===== Material

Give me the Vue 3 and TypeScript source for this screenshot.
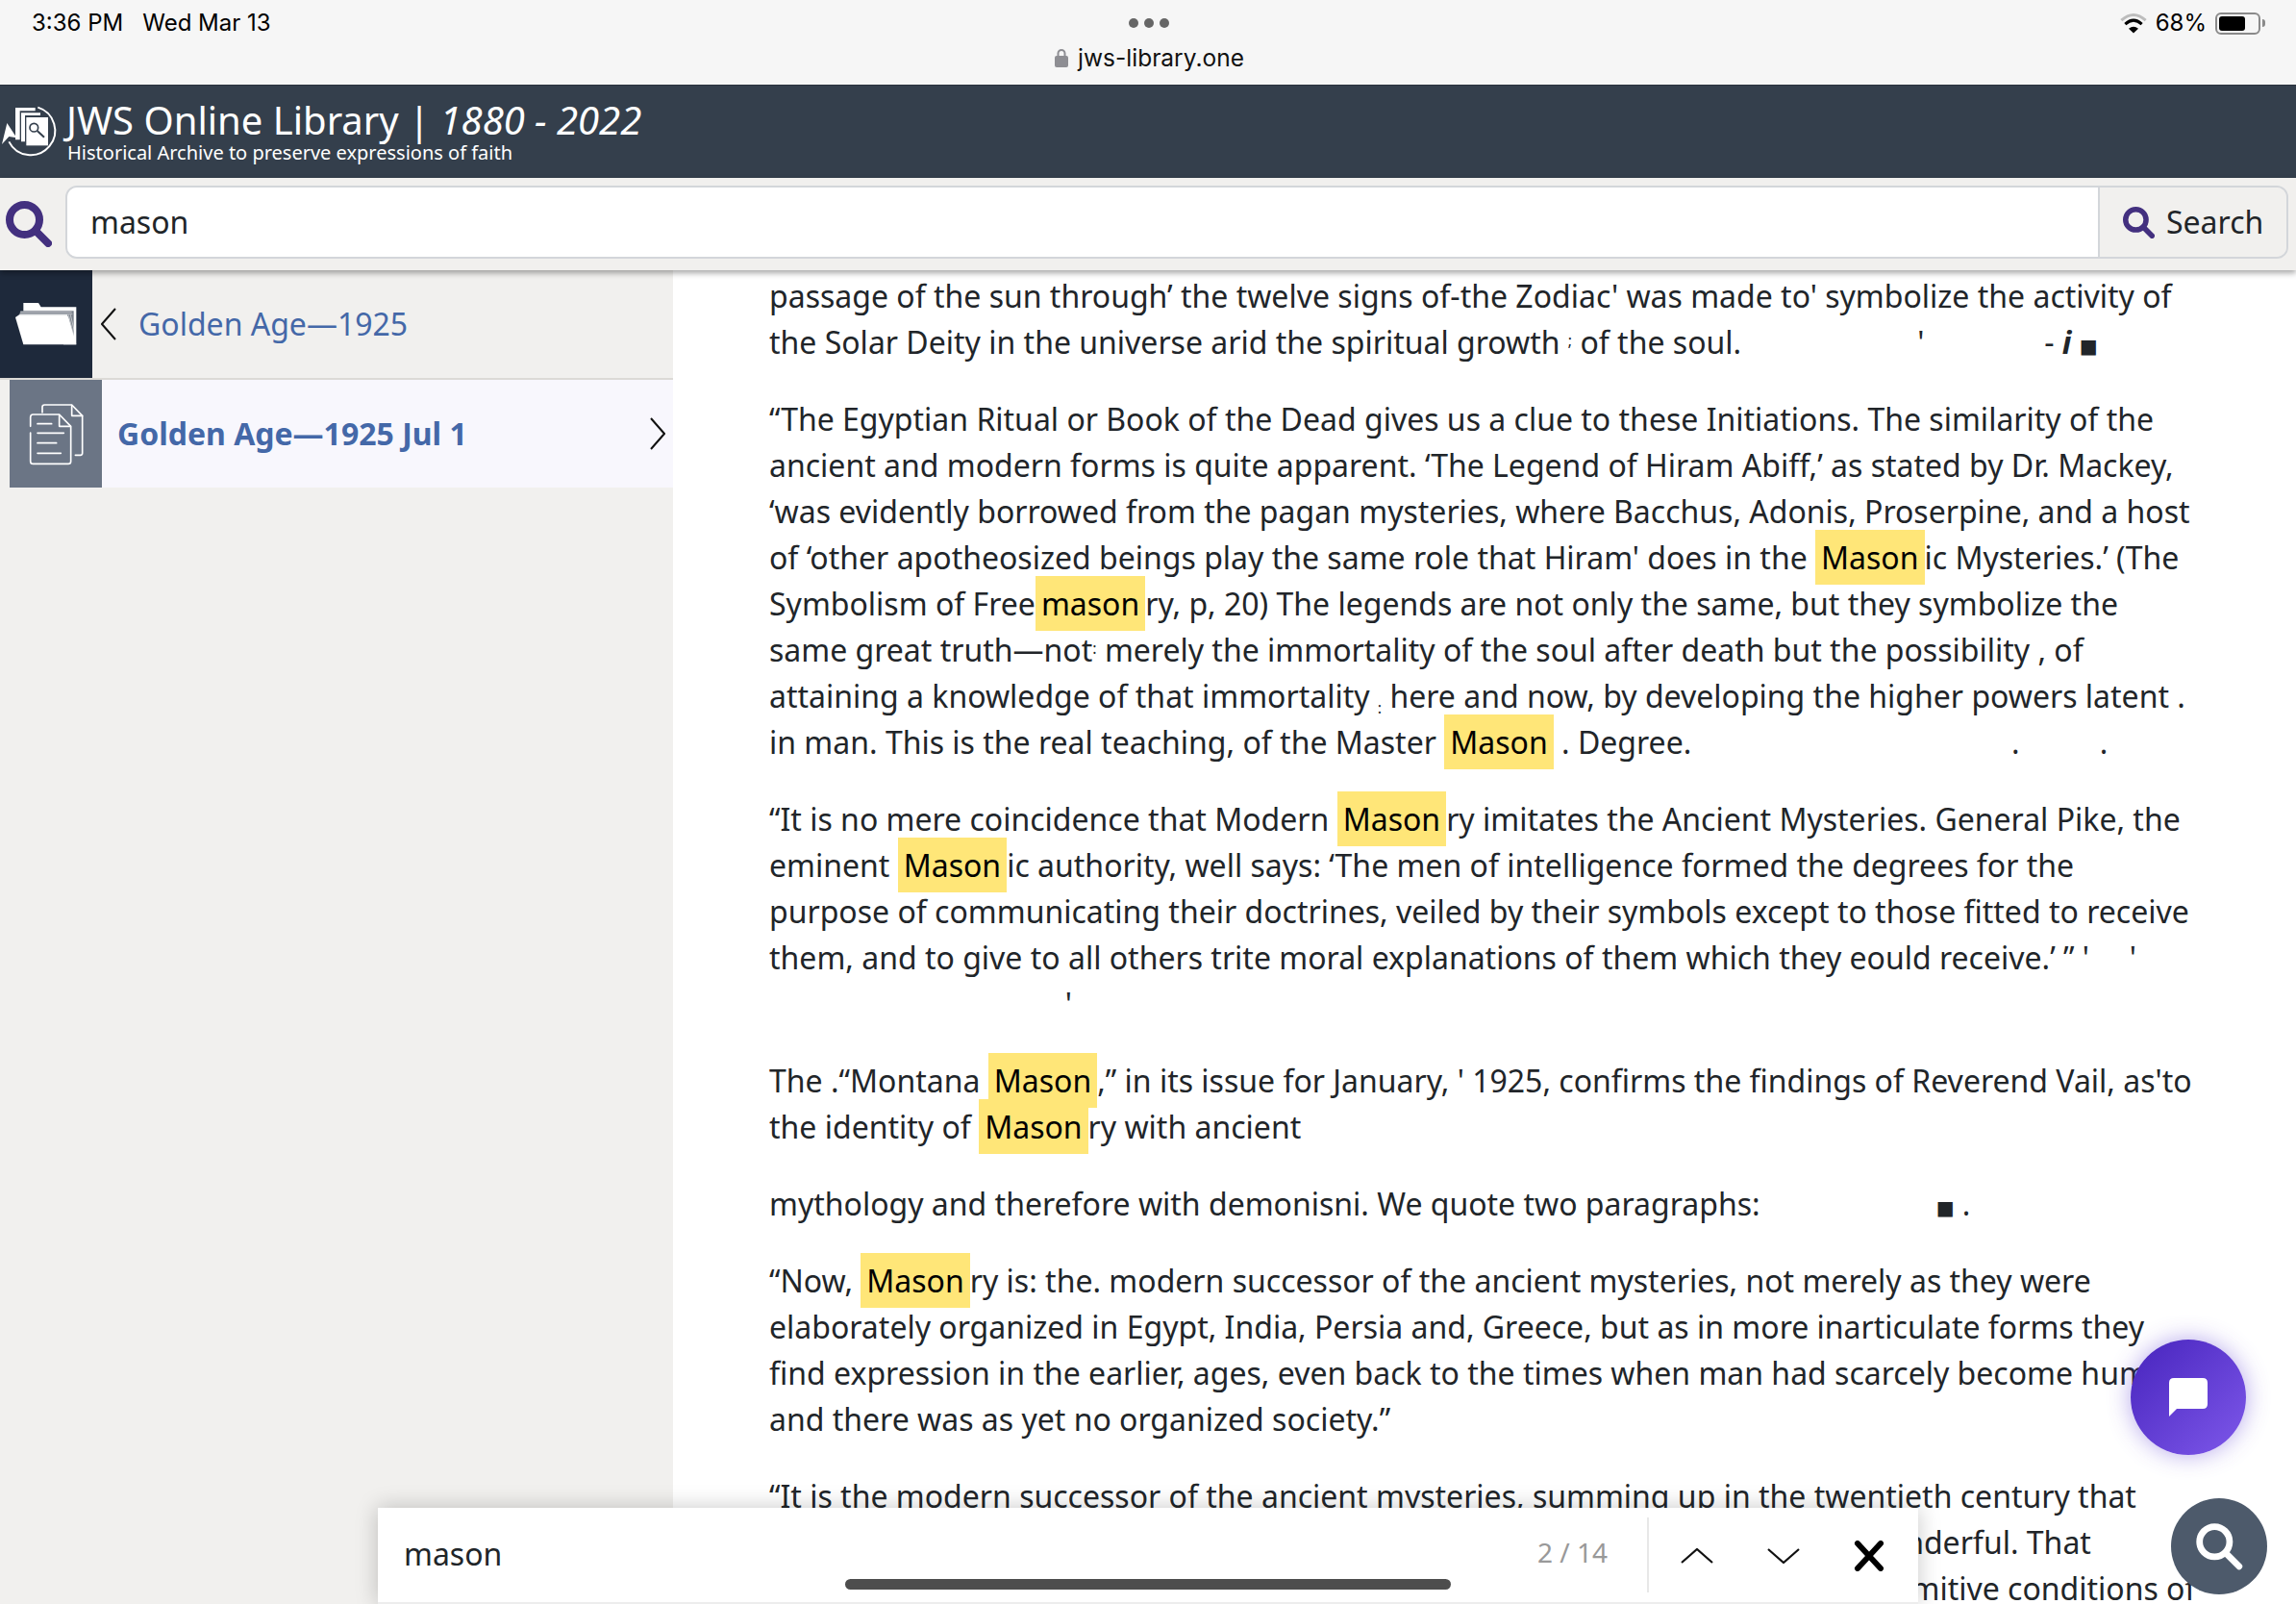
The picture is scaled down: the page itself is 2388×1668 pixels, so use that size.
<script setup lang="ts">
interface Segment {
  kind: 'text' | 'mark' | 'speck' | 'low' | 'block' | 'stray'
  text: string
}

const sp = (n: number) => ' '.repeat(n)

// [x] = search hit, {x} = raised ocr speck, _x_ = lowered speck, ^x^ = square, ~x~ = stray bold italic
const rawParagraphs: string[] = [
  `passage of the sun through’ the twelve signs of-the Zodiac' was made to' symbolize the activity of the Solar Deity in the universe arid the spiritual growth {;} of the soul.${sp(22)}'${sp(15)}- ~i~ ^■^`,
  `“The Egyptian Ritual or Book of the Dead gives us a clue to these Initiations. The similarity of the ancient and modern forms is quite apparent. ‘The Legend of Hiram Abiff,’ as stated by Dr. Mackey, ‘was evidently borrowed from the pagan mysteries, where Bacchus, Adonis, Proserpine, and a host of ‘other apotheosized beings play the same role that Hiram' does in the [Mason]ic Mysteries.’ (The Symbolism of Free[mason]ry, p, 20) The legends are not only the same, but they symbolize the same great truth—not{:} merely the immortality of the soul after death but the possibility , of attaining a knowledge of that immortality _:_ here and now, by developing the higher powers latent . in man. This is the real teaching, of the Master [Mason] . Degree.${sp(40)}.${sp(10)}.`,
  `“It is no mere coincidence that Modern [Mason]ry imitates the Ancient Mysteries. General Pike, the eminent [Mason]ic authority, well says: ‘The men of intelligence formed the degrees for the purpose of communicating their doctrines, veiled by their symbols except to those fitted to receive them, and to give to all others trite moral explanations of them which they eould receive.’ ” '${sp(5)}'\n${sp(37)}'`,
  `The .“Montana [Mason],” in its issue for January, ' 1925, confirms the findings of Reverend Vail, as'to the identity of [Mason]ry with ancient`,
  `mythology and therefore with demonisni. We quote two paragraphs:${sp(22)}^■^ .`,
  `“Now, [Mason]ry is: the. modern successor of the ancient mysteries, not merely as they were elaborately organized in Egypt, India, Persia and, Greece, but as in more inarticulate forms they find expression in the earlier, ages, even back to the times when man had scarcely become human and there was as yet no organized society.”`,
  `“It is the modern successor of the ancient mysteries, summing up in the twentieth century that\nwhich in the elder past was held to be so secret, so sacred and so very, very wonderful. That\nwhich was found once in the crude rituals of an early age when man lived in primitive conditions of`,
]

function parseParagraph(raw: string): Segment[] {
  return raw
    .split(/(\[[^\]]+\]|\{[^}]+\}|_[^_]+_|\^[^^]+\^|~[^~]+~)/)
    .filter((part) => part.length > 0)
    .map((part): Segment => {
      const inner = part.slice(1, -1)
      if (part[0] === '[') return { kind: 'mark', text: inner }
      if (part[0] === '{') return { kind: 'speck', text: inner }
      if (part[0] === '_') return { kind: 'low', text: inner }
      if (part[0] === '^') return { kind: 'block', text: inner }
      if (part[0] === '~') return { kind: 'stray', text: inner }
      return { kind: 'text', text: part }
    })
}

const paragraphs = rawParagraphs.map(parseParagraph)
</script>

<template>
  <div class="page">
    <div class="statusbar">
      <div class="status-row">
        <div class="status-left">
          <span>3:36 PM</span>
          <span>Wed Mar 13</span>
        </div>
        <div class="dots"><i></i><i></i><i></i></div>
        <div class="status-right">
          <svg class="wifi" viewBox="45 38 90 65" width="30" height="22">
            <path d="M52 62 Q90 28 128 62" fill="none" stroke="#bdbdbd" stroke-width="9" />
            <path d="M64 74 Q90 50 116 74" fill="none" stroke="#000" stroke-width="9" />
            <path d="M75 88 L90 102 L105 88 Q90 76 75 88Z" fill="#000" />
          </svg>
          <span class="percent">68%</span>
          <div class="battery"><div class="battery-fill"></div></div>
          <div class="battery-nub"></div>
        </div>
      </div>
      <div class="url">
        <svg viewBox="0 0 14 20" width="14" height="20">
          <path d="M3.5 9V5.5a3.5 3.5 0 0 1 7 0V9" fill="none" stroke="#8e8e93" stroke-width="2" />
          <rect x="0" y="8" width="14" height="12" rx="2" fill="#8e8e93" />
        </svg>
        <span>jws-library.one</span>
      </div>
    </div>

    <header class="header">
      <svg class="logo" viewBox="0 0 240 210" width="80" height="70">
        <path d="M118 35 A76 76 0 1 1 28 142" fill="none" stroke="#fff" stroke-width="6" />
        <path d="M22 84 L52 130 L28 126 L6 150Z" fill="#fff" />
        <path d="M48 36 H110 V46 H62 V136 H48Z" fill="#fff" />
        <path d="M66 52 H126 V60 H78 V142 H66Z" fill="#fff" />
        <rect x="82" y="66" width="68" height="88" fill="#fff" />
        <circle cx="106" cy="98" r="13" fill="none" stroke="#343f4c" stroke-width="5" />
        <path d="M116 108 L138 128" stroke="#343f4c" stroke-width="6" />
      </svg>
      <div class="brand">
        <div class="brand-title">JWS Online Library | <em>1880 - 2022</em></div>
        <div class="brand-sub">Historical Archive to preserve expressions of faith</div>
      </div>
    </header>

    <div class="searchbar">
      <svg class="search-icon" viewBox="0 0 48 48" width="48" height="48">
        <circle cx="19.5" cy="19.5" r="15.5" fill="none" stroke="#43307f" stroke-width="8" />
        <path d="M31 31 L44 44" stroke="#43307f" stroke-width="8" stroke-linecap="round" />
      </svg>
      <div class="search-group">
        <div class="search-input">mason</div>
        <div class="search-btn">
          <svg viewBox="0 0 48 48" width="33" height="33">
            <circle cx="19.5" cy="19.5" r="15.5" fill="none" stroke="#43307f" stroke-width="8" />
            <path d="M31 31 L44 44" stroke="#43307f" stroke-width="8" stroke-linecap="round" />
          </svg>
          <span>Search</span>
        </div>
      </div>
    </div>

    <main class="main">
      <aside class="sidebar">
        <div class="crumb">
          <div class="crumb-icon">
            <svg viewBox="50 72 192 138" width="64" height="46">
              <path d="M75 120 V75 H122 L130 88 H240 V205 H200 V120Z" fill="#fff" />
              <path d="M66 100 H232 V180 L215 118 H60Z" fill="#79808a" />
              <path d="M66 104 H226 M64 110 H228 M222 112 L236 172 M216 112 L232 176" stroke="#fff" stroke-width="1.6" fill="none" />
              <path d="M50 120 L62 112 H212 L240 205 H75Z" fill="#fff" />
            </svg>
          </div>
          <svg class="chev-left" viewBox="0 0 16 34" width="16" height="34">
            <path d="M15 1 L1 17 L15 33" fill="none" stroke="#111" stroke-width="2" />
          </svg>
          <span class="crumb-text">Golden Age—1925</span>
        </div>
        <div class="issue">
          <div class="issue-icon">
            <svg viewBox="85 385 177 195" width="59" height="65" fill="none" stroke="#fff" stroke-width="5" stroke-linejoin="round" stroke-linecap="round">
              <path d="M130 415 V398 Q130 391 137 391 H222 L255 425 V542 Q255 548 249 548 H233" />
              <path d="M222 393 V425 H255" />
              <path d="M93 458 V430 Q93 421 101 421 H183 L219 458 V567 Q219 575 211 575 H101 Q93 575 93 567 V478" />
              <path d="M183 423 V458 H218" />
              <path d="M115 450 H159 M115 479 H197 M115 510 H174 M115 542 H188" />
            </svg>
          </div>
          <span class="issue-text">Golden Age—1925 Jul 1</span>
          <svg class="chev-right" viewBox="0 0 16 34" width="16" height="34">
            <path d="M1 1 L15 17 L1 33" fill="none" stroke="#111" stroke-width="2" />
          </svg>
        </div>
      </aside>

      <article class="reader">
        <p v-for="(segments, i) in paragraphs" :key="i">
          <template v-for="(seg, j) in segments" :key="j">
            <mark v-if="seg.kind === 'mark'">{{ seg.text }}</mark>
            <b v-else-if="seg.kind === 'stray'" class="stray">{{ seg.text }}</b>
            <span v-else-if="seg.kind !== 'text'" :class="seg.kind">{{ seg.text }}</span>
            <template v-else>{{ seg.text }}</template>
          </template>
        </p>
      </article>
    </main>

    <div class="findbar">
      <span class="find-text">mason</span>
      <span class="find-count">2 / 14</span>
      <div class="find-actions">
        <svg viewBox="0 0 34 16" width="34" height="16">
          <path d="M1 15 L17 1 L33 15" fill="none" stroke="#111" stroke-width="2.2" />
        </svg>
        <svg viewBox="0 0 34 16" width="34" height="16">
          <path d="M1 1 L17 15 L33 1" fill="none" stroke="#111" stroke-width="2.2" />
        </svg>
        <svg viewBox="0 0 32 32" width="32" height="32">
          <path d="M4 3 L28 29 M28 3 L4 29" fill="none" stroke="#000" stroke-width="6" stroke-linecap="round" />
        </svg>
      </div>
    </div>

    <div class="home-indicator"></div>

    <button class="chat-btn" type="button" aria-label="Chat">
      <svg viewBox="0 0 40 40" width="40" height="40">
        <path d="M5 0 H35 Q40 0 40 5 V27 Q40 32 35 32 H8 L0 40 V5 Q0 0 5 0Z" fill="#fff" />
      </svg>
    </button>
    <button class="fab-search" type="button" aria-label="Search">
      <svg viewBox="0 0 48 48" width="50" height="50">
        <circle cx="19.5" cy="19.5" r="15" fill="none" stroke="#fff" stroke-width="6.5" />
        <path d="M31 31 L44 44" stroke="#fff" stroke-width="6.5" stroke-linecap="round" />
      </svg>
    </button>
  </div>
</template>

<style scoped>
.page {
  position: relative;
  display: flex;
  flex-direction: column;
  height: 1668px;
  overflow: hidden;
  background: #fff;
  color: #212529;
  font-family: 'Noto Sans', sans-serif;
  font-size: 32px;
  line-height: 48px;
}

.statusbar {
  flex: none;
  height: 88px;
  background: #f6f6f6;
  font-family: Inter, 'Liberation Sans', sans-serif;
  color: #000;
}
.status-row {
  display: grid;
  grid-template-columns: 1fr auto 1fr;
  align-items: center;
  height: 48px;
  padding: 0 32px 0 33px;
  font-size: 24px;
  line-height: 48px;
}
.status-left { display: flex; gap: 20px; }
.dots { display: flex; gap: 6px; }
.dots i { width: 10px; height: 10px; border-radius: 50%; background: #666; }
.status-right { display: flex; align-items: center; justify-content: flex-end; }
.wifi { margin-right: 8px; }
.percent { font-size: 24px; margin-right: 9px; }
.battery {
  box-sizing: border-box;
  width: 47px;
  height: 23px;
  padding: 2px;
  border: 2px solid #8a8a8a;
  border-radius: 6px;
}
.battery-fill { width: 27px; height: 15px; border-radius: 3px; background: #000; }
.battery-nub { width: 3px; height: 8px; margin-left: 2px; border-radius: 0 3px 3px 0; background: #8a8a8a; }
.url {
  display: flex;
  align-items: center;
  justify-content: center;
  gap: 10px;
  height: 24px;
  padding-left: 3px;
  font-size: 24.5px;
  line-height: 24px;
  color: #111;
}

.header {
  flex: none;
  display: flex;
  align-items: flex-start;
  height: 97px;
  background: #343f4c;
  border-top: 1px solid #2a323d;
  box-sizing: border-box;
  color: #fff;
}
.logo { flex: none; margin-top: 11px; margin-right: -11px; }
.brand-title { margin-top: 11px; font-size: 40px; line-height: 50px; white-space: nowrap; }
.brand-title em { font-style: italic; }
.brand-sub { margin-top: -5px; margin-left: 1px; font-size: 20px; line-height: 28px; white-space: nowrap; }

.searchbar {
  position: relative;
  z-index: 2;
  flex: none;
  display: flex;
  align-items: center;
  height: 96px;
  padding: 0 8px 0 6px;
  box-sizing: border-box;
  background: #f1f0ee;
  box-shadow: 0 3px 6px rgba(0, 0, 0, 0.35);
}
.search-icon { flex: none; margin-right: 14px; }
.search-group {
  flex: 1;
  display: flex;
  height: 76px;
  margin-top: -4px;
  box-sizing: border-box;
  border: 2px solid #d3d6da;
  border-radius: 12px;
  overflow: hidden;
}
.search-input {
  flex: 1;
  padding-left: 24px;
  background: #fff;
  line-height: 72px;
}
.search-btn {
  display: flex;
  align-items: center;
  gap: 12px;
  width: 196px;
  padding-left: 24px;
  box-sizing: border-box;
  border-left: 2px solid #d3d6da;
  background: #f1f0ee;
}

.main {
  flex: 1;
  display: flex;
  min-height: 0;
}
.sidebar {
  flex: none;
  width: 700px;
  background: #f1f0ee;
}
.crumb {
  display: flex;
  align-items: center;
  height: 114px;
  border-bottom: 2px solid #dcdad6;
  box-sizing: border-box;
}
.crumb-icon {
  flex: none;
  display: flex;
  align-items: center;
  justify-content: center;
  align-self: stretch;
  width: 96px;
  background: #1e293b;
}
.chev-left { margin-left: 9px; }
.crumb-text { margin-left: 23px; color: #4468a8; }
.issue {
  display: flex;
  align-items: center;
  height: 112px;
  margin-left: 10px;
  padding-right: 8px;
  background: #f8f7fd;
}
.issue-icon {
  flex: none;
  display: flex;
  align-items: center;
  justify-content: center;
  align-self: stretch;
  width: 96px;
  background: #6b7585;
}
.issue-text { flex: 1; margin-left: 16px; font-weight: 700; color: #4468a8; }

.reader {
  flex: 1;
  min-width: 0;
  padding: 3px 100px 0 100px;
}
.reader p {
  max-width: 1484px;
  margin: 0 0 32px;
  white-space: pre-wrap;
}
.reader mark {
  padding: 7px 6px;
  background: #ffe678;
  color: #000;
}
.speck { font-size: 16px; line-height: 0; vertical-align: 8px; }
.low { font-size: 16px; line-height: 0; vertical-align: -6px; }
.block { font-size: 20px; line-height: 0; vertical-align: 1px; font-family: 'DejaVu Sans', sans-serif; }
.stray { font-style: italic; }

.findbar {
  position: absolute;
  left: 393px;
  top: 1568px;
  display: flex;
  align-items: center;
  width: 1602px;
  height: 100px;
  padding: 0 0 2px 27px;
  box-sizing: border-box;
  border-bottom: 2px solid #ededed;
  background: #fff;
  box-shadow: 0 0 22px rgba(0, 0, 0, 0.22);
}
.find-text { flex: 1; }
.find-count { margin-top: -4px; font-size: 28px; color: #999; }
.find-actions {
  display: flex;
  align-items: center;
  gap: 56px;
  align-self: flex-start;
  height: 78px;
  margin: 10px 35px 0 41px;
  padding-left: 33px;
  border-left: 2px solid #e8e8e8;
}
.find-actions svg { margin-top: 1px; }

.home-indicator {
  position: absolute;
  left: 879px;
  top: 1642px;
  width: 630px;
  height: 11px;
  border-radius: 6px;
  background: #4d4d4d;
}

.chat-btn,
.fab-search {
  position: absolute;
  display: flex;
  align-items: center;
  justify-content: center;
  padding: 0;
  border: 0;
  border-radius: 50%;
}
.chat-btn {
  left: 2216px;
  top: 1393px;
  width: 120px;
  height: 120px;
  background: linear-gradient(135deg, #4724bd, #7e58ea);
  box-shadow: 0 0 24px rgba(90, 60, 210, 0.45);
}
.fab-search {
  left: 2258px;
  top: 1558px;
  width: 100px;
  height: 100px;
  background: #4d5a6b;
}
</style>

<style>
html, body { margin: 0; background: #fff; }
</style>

==========

▶ [Aim of the exercise] Write out exactly the lines between the start of the data and the line with "const sp = (n: number) => ' '.repeat(n)", including both, but none of the pictures.

▶ [Final result]
Give me the Vue 3 and TypeScript source for this screenshot.
The picture is scaled down: the page itself is 2388×1668 pixels, so use that size.
<script setup lang="ts">
interface Segment {
  kind: 'text' | 'mark' | 'speck' | 'low' | 'block' | 'stray'
  text: string
}

const sp = (n: number) => ' '.repeat(n)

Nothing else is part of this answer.